Graffiti is illegal because it is considered a form of vandalism or criminal mischief, according to Graffiti Hurts. Graffiti artwork is tagged on buildings without the owners' permission, amounting to destruction of private property. Depending on the state and the severity of the crime, graffiti penalties include fines, cleanup costs, driving license suspension or felony conviction.
Widespread graffiti may diminish the appearance of a community and indicate a growing gang presence, according to the Los Angeles Police Department. Gang members use graffiti tags to mark territorial lines and intimidate rival gangs. The LAPD recognizes graffiti is often created by young adults for non-gang-related reasons, ranging from social activism to civil disobedience.
Authorities are concerned that graffiti produces a negative image of the community. While many images are purely artistic, some graffiti contains profanity, advertises drug trafficking or expresses prejudiced ideals, Graffiti Hurts states.
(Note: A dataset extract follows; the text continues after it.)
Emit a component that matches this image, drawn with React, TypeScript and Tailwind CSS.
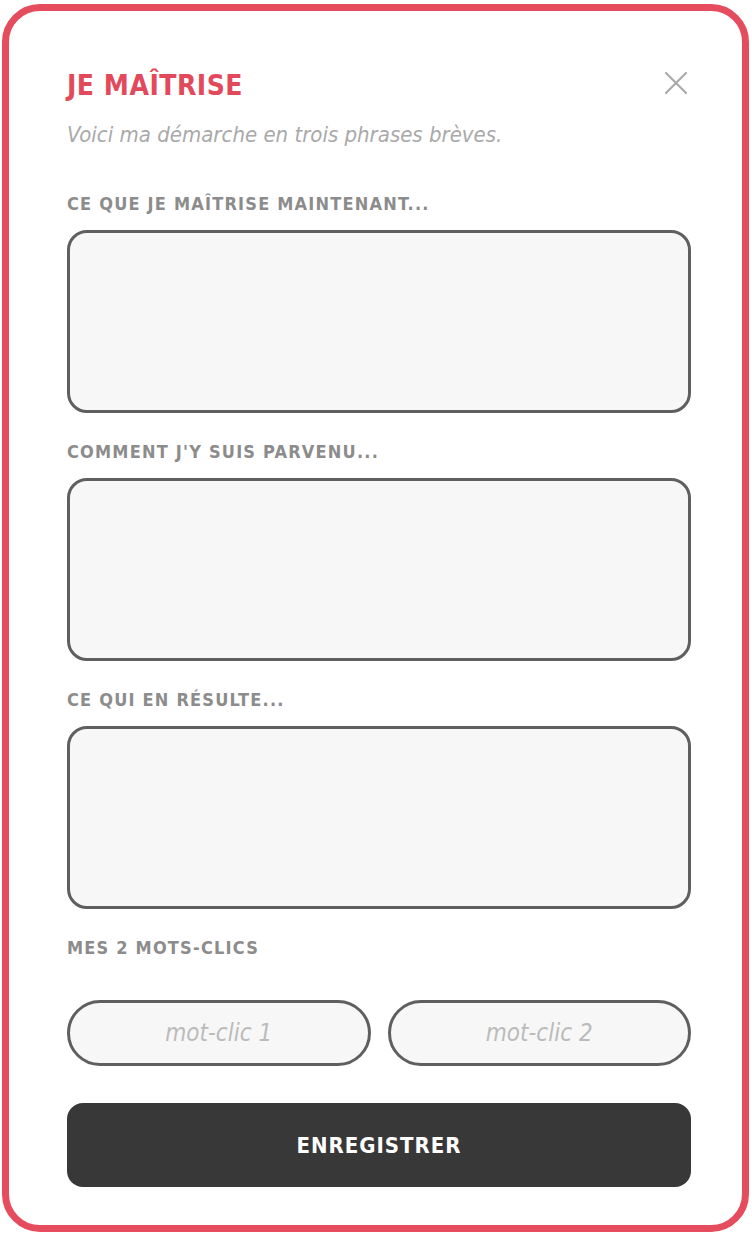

The cost of repairing vandalized property also takes a financial toll on communities and local governments. Cities in California, Connecticut and other states have tried to implemented "free wall" programs to provide artists with legal areas to paint in hopes of reducing vandalism. Unfortunately, these initiatives can inadvertently attract more illegal activity to businesses surrounding free walls, says Graffiti Hurts.
The LAPD suggests combating illegal graffiti by starting beautification projects to improve local communications, such as planting flowers and organizing trash cleanups.